そこで、この実施例では、図4(b)に示すように、外部コネクタ6を上に配置し、且つヨーク1をカップ底側から見た場合に(軸方向から見た場合の一例)、呼吸溝16を、外部コネクタ6の下面で、且つ外部コネクタ6の左右幅の略中央部(中間部の一例)に設けるものである。
なお、図面では呼吸溝16を2つ設ける例を示すが、呼吸溝16の数は限定されるものではなく、呼吸溝16の通路断面を小さくして溝数を増やしても良いし、逆に1つだけにしても良い。また、図面では、呼吸溝16を外部コネクタ6の右側の下面に設ける例を示すが、外部コネクタ6の左側の下面に設けても良い。

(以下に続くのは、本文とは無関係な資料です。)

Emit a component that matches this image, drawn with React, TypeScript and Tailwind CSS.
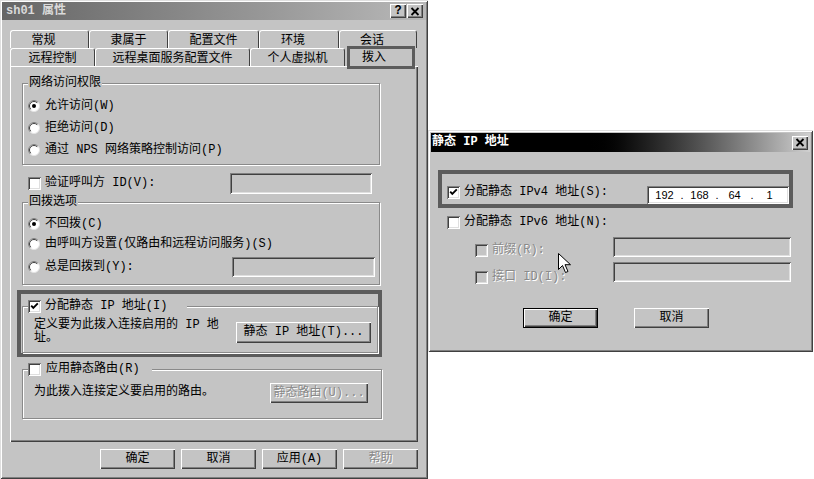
import type { ReactNode } from "react";

const FACE = "bg-[#c4c4c4]";
const RAISED =
  "shadow-[inset_1px_1px_0_#fff,inset_-1px_-1px_0_#404040,inset_-2px_-2px_0_#808080]";
const SUNKEN =
  "shadow-[inset_1px_1px_0_#808080,inset_-1px_-1px_0_#fff,inset_2px_2px_0_#404040,inset_-2px_-2px_0_#dfdfdf]";
const WINDOW =
  "shadow-[inset_1px_1px_0_#dfdfdf,inset_-1px_-1px_0_#404040,inset_2px_2px_0_#fff,inset_-2px_-2px_0_#808080]";
const DISABLED = "text-[#8a8a8a] [text-shadow:1px_1px_0_#fff]";

interface TabDef {
  label: string;
  width: string;
  short?: boolean;
}

const TOP_TABS: TabDef[] = [
  { label: "常规", width: "w-[79px]", short: true },
  { label: "隶属于", width: "w-[79px]" },
  { label: "配置文件", width: "w-[91px]" },
  { label: "环境", width: "w-[80px]", short: true },
  { label: "会话", width: "w-[78px]", short: true },
];

const FRONT_TABS: TabDef[] = [
  { label: "远程控制", width: "w-[85px]" },
  { label: "远程桌面服务配置文件", width: "w-[155px]" },
  { label: "个人虚拟机", width: "w-[95px]" },
];

function Check({ checked = false, disabled = false }: { checked?: boolean; disabled?: boolean }) {
  return (
    <span
      className={`relative block h-[13px] w-[13px] shrink-0 ${disabled ? "bg-[#c4c4c4]" : "bg-white"} ${SUNKEN}`}
    >
      {checked && (
        <svg className="absolute left-0 top-0" width="13" height="13" viewBox="0 0 13 13">
          <path d="M3.2 5.6 5.3 7.8 9.8 3.3" fill="none" stroke="#000" strokeWidth="1.9" />
        </svg>
      )}
    </span>
  );
}

function Radio({ checked = false }: { checked?: boolean }) {
  return (
    <svg className="shrink-0" width="12" height="12" viewBox="0 0 12 12">
      <circle cx="6" cy="6" r="5.5" fill="#fff" stroke="#e4e4e4" />
      <path d="M2.1 9.9A5.5 5.5 0 0 1 9.9 2.1" fill="none" stroke="#808080" />
      <path d="M2.8 9.2A4.5 4.5 0 0 1 9.2 2.8" fill="none" stroke="#404040" />
      {checked && <circle cx="6" cy="6" r="2" fill="#000" />}
    </svg>
  );
}

function Button({
  children,
  className = "",
  disabled = false,
  primary = false,
}: {
  children: ReactNode;
  className?: string;
  disabled?: boolean;
  primary?: boolean;
}) {
  return (
    <div
      className={`flex items-center justify-center ${FACE} ${RAISED} ${disabled ? DISABLED : ""} ${primary ? "border border-black" : ""} ${className}`}
    >
      {children}
    </div>
  );
}

function Field({ className = "", white = false, children }: { className?: string; white?: boolean; children?: ReactNode }) {
  return <div className={`${white ? "bg-white" : "bg-[#c4c4c4]"} ${SUNKEN} ${className}`}>{children}</div>;
}

function Group({
  legend,
  legendClass = "px-[1px]",
  className = "",
  children,
}: {
  legend: ReactNode;
  legendClass?: string;
  className?: string;
  children?: ReactNode;
}) {
  return (
    <fieldset className={`border border-[#8a8a8a] shadow-[inset_1px_1px_0_#fff,1px_1px_0_#fff] ${className}`}>
      <legend className={`ml-[5px] leading-[13px] ${FACE} ${legendClass}`}>{legend}</legend>
      {children}
    </fieldset>
  );
}

function CloseGlyph() {
  return (
    <svg width="10" height="9" viewBox="0 0 10 9">
      <path d="M1.5 1 8.5 8M8.5 1 1.5 8" stroke="#000" strokeWidth="1.8" />
    </svg>
  );
}

function Tab({ tab }: { tab: TabDef }) {
  return (
    <div
      className={`flex h-[18px] items-center justify-center rounded-t-[3px] border-l border-r border-t border-l-white border-r-[#404040] border-t-white pt-[3px] ${tab.width} ${tab.short ? "pr-[12px]" : ""}`}
    >
      {tab.label}
    </div>
  );
}

function PropertiesDialog() {
  return (
    <div className={`flex h-[479px] w-[428px] shrink-0 flex-col p-[2px] ${FACE} ${WINDOW}`}>
      <div className="flex h-[18px] items-center bg-linear-to-r from-[#666666] to-[#b8b8b8] pl-[4px] pr-[3px]">
        <span className="font-bold text-[#dadada]">sh01 属性</span>
        <div className="ml-auto flex gap-[1px]">
          <Button className="h-[14px] w-[16px] font-bold">?</Button>
          <Button className="h-[14px] w-[16px]">
            <CloseGlyph />
          </Button>
        </div>
      </div>

      <div className="pl-[8px] pt-[10px]">
        <div className="flex">
          {TOP_TABS.map((tab) => (
            <Tab key={tab.label} tab={tab} />
          ))}
        </div>
        <div className="flex">
          {FRONT_TABS.map((tab) => (
            <Tab key={tab.label} tab={tab} />
          ))}
          <div className="relative z-10 flex h-[18px] w-[70px] items-center justify-center pr-[12px] pt-[2px]">
            拨入
            <div className="absolute -bottom-[3px] -top-[2px] left-[2px] right-0 border-[3px] border-[#5c5c5c]" />
          </div>
        </div>

        <div className={`h-[376px] w-[408px] pl-[12px] pt-[11px] ${RAISED}`}>
          <Group legend="网络访问权限" className="h-[88px] w-[358px]">
            <div className="pl-[5px] pt-[5px]">
              <div className="flex h-[22px] items-center gap-[5px]">
                <Radio checked />
                允许访问(W)
              </div>
              <div className="flex h-[22px] items-center gap-[5px]">
                <Radio />
                拒绝访问(D)
              </div>
              <div className="flex h-[22px] items-center gap-[5px]">
                <Radio />
                通过 NPS 网络策略控制访问(P)
              </div>
            </div>
          </Group>

          <div className="mt-[8px] flex h-[21px] w-[358px] items-center pl-[6px] pr-[8px]">
            <Check />
            <span className="ml-[4px]">验证呼叫方 ID(V):</span>
            <Field className="ml-auto h-[21px] w-[142px]" />
          </div>

          <Group legend="回拨选项" className="mt-[2px] h-[89px] w-[358px]">
            <div className="pl-[5px] pr-[4px] pt-[5px]">
              <div className="flex h-[20px] items-center gap-[5px]">
                <Radio checked />
                不回拨(C)
              </div>
              <div className="flex h-[20px] items-center gap-[5px]">
                <Radio />
                由呼叫方设置(仅路由和远程访问服务)(S)
              </div>
              <div className="flex h-[26px] items-center gap-[5px]">
                <Radio />
                总是回拨到(Y):
                <Field className="ml-auto h-[20px] w-[143px]" />
              </div>
            </div>
          </Group>

          <div className="-ml-[5px] mt-[5px] h-[67px] w-[365px] border-[4px] border-[#5c5c5c]">
            <Group
              legend={
                <span className="flex items-center gap-[4px]">
                  <Check checked />
                  分配静态 IP 地址(I)
                </span>
              }
              legendClass="pr-[20px]"
              className="ml-[1px] mt-[6px] h-[53px] w-[356px]"
            >
              <div className="flex items-start justify-between pl-[11px] pr-[6px]">
                <p className="mt-[6px] w-[190px]">定义要为此拨入连接启用的 IP 地址。</p>
                <Button className="mt-[9px] h-[21px] w-[135px]">静态 IP 地址(T)...</Button>
              </div>
            </Group>
          </div>

          <Group
            legend={
              <span className="flex items-center gap-[5px]">
                <Check />
                应用静态路由(R)
              </span>
            }
            legendClass="pr-[12px]"
            className="mt-[6px] h-[56px] w-[360px]"
          >
            <div className="flex items-start justify-between pl-[11px] pr-[13px]">
              <p className="mt-[10px]">为此拨入连接定义要启用的路由。</p>
              <Button disabled className="mt-[7px] h-[20px] w-[98px]">
                静态路由(U)...
              </Button>
            </div>
          </Group>
        </div>

        <div className="mt-[7px] flex w-[408px] justify-end gap-[6px]">
          <Button className="h-[20px] w-[75px]">确定</Button>
          <Button className="h-[20px] w-[75px]">取消</Button>
          <Button className="h-[20px] w-[75px]">应用(A)</Button>
          <Button disabled className="h-[20px] w-[75px]">
            帮助
          </Button>
        </div>
      </div>
    </div>
  );
}

function StaticIpDialog() {
  return (
    <div className={`relative mt-[130px] flex h-[222px] w-[385px] flex-col p-[3px] ${FACE} ${WINDOW}`}>
      <div className="flex h-[19px] items-center bg-linear-to-r from-black from-40% to-[#d0d0d0] pl-[1px] pr-[2px]">
        <span className="font-bold text-white">静态 IP 地址</span>
        <Button className="ml-auto h-[14px] w-[16px]">
          <CloseGlyph />
        </Button>
      </div>

      <div className="ml-[7px] mt-[18px] flex h-[38px] w-[355px] items-start border-[4px] border-[#5c5c5c] pl-[5px]">
        <div className="mt-[12px] flex items-center gap-[4px]">
          <Check checked />
          分配静态 IPv4 地址(S):
        </div>
        <Field white className="ml-auto mt-[12px] flex h-[18px] w-[142px] items-center pl-[4px] font-['Liberation_Sans',sans-serif] text-[11px]">
          <span className="w-[27px] text-center">192</span>
          <span className="w-[8px] text-center">.</span>
          <span className="w-[27px] text-center">168</span>
          <span className="w-[8px] text-center">.</span>
          <span className="w-[27px] text-center">64</span>
          <span className="w-[8px] text-center">.</span>
          <span className="w-[27px] text-center">1</span>
        </Field>
      </div>

      <div className="ml-[16px] mt-[8px] flex h-[13px] items-center gap-[4px]">
        <Check />
        分配静态 IPv6 地址(N):
      </div>

      <div className="flex items-start pr-[19px]">
        <div className={`ml-[44px] mt-[15px] flex flex-col gap-[14px] ${DISABLED}`}>
          <div className="flex h-[13px] items-center gap-[4px]">
            <Check disabled />
            前缀(R):
          </div>
          <div className="flex h-[13px] items-center gap-[4px]">
            <Check disabled />
            接口 ID(I):
          </div>
        </div>
        <div className="ml-auto mt-[8px] flex flex-col gap-[5px]">
          <Field className="h-[20px] w-[178px]" />
          <Field className="h-[20px] w-[178px]" />
        </div>
      </div>

      <div className="ml-[92px] mt-[24px] flex gap-[36px]">
        <Button primary className="h-[20px] w-[75px]">
          确定
        </Button>
        <Button className="h-[20px] w-[75px]">取消</Button>
      </div>

      <svg className="absolute left-[130px] top-[123px]" width="13" height="21" viewBox="0 0 13 21">
        <path d="M.5.5v16l4-4 3 7 2.5-1-3-6.8h5.5z" fill="#fff" stroke="#000" strokeLinejoin="round" />
      </svg>
    </div>
  );
}

export default function App() {
  return (
    <div className="flex h-[479px] w-[814px] items-start overflow-hidden bg-white text-[12px] leading-[13px] text-black [font-family:'Liberation_Mono','Noto_Sans_CJK_SC',monospace]">
      <PropertiesDialog />
      <StaticIpDialog />
    </div>
  );
}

また、外部コネクタ6が上側に向けて配置されても、外部コネクタ6が異物の落下に対して傘の役割を果たすため、異物が重力によって呼吸溝16に侵入するのを防ぐことができる。このように、異物が呼吸通路5に侵入しないため、ソレノイドバルブの作動不良の発生を防ぎ、信頼性を高めることができる。
1a 切欠部
4 リニアソレノイド
5 呼吸通路
5a 外部開口部
6 外部コネクタ
7 ゴムパッキン
7c 右辺ゴム(カップ底部に近い側の一辺)
7d 左辺ゴム(カップ開口側の一辺)
7d’突部
15 装着溝
16 呼吸溝
α 容積変動室
β 嵌合部
L 開口幅
T テーパ面
Claims (5)
- 有底で略円筒状のカップ形状を呈する磁性体製のヨーク(1)と、このヨーク(1)の開口部に形成された切欠部(1a)から外部に露出してなる樹脂製の外部コネクタ(6)とを有するリニアソレノイド(4)を具備するソレノイドバルブにおいて、
前記リニアソレノイド(4)の内部には、作動に伴って容積変動する容積変動室(α)に通じる呼吸通路(5)が設けられ、
この呼吸通路(5)において前記ヨーク(1)の外部に開口する外部開口部(5a)は、前記ヨーク(1)と前記外部コネクタ(6)との嵌合部(β)をなす前記外部コネクタ(6)の根元部に設けられるとともに、この根元部の周囲に装着されたリング状のゴムパッキン(7)によってシールされており、
前記外部コネクタ(6)は、前記ゴムパッキン(7)の内外を連通させる呼吸溝(16)を備え、
この呼吸溝(16)は、前記外部コネクタ(6)を上に配置して、前記ヨーク(1)を軸方向から見た場合に、前記外部コネクタ(6)の下面で、且つ前記外部コネクタ(6)の左右幅の中間部に設けられることを特徴とするソレノイドバルブ。 - 請求項1に記載のソレノイドバルブにおいて、
前記外部コネクタ(6)の根元部の周囲には、前記ゴムパッキン(7)を嵌め入れる装着溝(15)が設けられ、
この装着溝(15)における前記外部コネクタ(6)側の溝壁面には、溝底に向かって溝幅を狭くするテーパ面(T)が設けられることを特徴とするソレノイドバルブ。 - 請求項1または請求項2に記載のソレノイドバルブにおいて、
前記ゴムパッキン(7)は、矩形形状を呈することを特徴とするソレノイドバルブ。 - 請求項3に記載のソレノイドバルブにおいて、
矩形形状を呈する前記ゴムパッキン(7)のうち前記ヨーク(1)のカップ底部に近い側の一辺(7c)は、前記ヨーク(1)と前記外部コネクタ(6)との間に挟まれて配置されることを特徴とするソレノイドバルブ。 - 請求項3または請求項4に記載のソレノイドバルブにおいて、
矩形形状を呈する前記ゴムパッキン(7)のうち前記ヨーク(1)のカップ開口側の一辺(7d)は、前記切欠部(1a)の開口幅(L)に嵌まり合う突部(7d’)を備えることを特徴とするソレノイドバルブ。